Книга о Беломорканале вышла в 1934 году большим тиражом (английское издание «The White Sea Canal», 1935), однако три года спустя была изъята из обращения. Начальник тайной полиции Генрих Ягода, который повсюду присутствует в этой книге как «отец» строительно-исправительного предприятия, в 1937 году впал в немилость, Леопольд Авербах и Матвей Берман также были арестованы, равно как и некоторые из авторов, участвовавших в создании книги. Однако за эти годы устарела и идеологическая концепция проекта: Начавшийся в 1937 году «Большой террор» ставил целью не реинтеграцию, а устранение «вредителей». «Халатно управляемые тюремные учреждения» превратились
на некоторое время в подлинные лагеря смерти, в которых узников сознательно умерщвляли работой или просто убивали, и притом в значительно большем количестве, чем прежде[60].

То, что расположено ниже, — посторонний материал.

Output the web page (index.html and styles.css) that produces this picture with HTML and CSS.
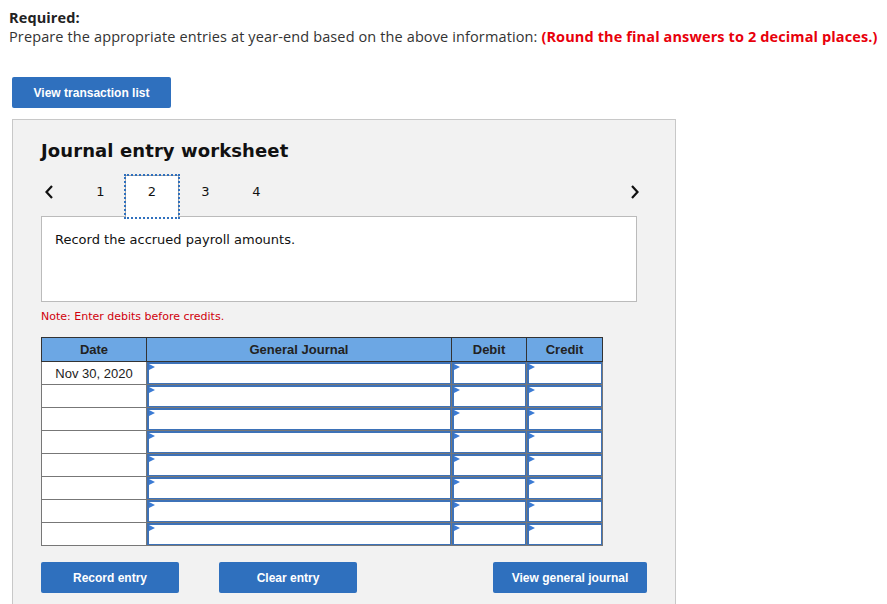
FILE: index.html
```html
<!DOCTYPE html>
<html>
<head>
<meta charset="utf-8">
<link rel="stylesheet" href="styles.css">
</head>
<body>
<div class="page">
  <div class="req">
    <div class="req-title">Required:</div>
    <div class="req-text">Prepare the appropriate entries at year-end based on the above information: <span class="red">(Round the final answers to 2 decimal places.)</span></div>
  </div>
  <button class="btn btn-list">View transaction list</button>
  <div class="panel">
    <h2 class="ws-title">Journal entry worksheet</h2>
    <div class="nav">
      <span class="chev chev-left"><svg width="10" height="16" viewBox="0 0 10 16"><path d="M8 2 L2.5 8 L8 14" fill="none" stroke="#111" stroke-width="2.2"/></svg></span>
      <span class="tab">1</span>
      <span class="tab tab-active">2</span>
      <span class="tab">3</span>
      <span class="tab">4</span>
      <span class="spacer"></span>
      <span class="chev chev-right"><svg width="10" height="16" viewBox="0 0 10 16"><path d="M2 2 L7.5 8 L2 14" fill="none" stroke="#111" stroke-width="2.2"/></svg></span>
    </div>
    <div class="desc">Record the accrued payroll amounts.</div>
    <div class="note">Note: Enter debits before credits.</div>
    <table class="journal">
      <thead>
        <tr><th class="c-date">Date</th><th class="c-gj">General Journal</th><th class="c-dr">Debit</th><th class="c-cr">Credit</th></tr>
      </thead>
      <tbody>
        <tr><td class="date">Nov 30, 2020</td><td class="in"><div class="cell"></div></td><td class="in"><div class="cell"></div></td><td class="in"><div class="cell"></div></td></tr>
        <tr><td class="date"></td><td class="in"><div class="cell"></div></td><td class="in"><div class="cell"></div></td><td class="in"><div class="cell"></div></td></tr>
        <tr><td class="date"></td><td class="in"><div class="cell"></div></td><td class="in"><div class="cell"></div></td><td class="in"><div class="cell"></div></td></tr>
        <tr><td class="date"></td><td class="in"><div class="cell"></div></td><td class="in"><div class="cell"></div></td><td class="in"><div class="cell"></div></td></tr>
        <tr><td class="date"></td><td class="in"><div class="cell"></div></td><td class="in"><div class="cell"></div></td><td class="in"><div class="cell"></div></td></tr>
        <tr><td class="date"></td><td class="in"><div class="cell"></div></td><td class="in"><div class="cell"></div></td><td class="in"><div class="cell"></div></td></tr>
        <tr><td class="date"></td><td class="in"><div class="cell"></div></td><td class="in"><div class="cell"></div></td><td class="in"><div class="cell"></div></td></tr>
        <tr><td class="date"></td><td class="in"><div class="cell"></div></td><td class="in"><div class="cell"></div></td><td class="in"><div class="cell"></div></td></tr>
      </tbody>
    </table>
    <div class="actions">
      <button class="btn btn-record">Record entry</button>
      <button class="btn btn-clear">Clear entry</button>
      <span class="spacer"></span>
      <button class="btn btn-view">View general journal</button>
    </div>
  </div>
</div>
</body>
</html>
```
FILE: styles.css
```css
html, body { margin: 0; padding: 0; background: #fff; }
body { font-family: "Open Sans", "Liberation Sans", sans-serif; color: #222; overflow: hidden; }
.page { padding: 8px 0 0 9px; }
.req { font-size: 14.5px; line-height: 19px; letter-spacing: 0.12px; }
.req-title { font-weight: 700; }
.req-text { color: #333; white-space: nowrap; }
.red { color: #e8000b; font-weight: 700; }
.btn {
  display: block; border: none; border-radius: 2px; background: #2f70be; color: #fff;
  font-family: "Liberation Sans", Arial, sans-serif; font-weight: 700; font-size: 12px;
  height: 31px; padding: 0; cursor: pointer;
}
.btn-list { margin: 31px 0 0 3px; width: 159px; }
.panel {
  margin: 11px 0 0 3px; width: 664px; height: 490px; box-sizing: border-box;
  background: #f2f2f2; border: 1px solid #c8c8c8; border-bottom: none;
  padding: 0 0 0 28px;
}
.ws-title {
  margin: 19px 0 0 0; font-family: "DejaVu Sans", Verdana, sans-serif; font-size: 18px;
  line-height: 24px; font-weight: 700; color: #111; letter-spacing: 0.1px;
}
.nav {
  display: flex; align-items: stretch; width: 595px; height: 41px; margin-top: 12px;
  font-family: "DejaVu Sans", Verdana, sans-serif; font-size: 13px; color: #111;
}
.chev { display: flex; align-items: center; padding-bottom: 8px; box-sizing: border-box; }
.chev-left { width: 33px; padding-left: 3px; }
.chev-right { width: 12px; margin-right: -6px; }
.tab { width: 51px; display: flex; align-items: center; justify-content: center; box-sizing: border-box; padding-bottom: 8px; padding-left: 2px; }
.tab-active {
  width: 54px; background: #fff; border: 1px solid #aaa; border-bottom: none; padding-left: 0; padding-bottom: 11px;
  outline: 2px dotted #2f70be; outline-offset: -1px; margin-bottom: -2px; position: relative; z-index: 1;
}
.spacer { flex: 1; }
.desc {
  width: 596px; height: 86px; box-sizing: border-box; background: #fff; border: 1px solid #bbb;
  padding: 15px 0 0 13px; font-family: "DejaVu Sans", Verdana, sans-serif; font-size: 13px; color: #111;
}
.note {
  margin-top: 8px; font-family: "DejaVu Sans", Verdana, sans-serif; font-size: 11px; line-height: 13px; color: #d0000c;
}
.journal {
  margin-top: 14px; border-collapse: collapse; width: 557px; table-layout: fixed;
  font-family: "Liberation Sans", Arial, sans-serif; font-size: 13px;
}
.journal th {
  background: #6ca7e4; border: 1px solid #333; height: 23px; padding: 0; font-weight: 700; font-size: 13px; color: #222;
}
.c-date { width: 104px; }
.c-gj { width: 304px; }
.c-dr { width: 74px; }
.c-cr { width: 75px; }
.journal td { border: 1px solid #777; padding: 0; height: 21px; background: #fff; }
.journal td.date { text-align: center; color: #222; }
.cell { position: relative; height: 19px; border: 2px solid #3d72b8; border-width: 2px 1px 1px 2px; }
.cell::before {
  content: ""; position: absolute; left: 0; top: 0; width: 0; height: 0;
  border-left: 6px solid #3b7bd4; border-top: 3px solid transparent; border-bottom: 3px solid transparent;
}
.actions { display: flex; width: 606px; margin-top: 16px; }
.btn-record { width: 138px; }
.btn-clear { width: 138px; margin-left: 40px; }
.btn-view { width: 154px; }
```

Скорбь и тени. Лагерь как terra incognita: Анна Ахматова, Лидия Чуковская
«Большой террор» черной тенью навис над всей страной. Кто еще оставался на свободе, тот должен был постоянно опасаться, что за ним приедут, и в то же время его не миновали аресты, совершающиеся вокруг: семьи разрывали на части, исчезали коллеги по работе, страх, дискриминация, оговоры и недоверие ослабляли общественную жизнь. Родственников «врагов народа» теперь чаще всего оставляли в неведении о мере наказания, как и о месте их пребывания и назначения их родных. Изматывающее ожидание и стояние в очередях начиналось у окошек тюрем предварительного заключения, чтобы получить известие о судьбе, передать ему деньги и посылки или подать прошение.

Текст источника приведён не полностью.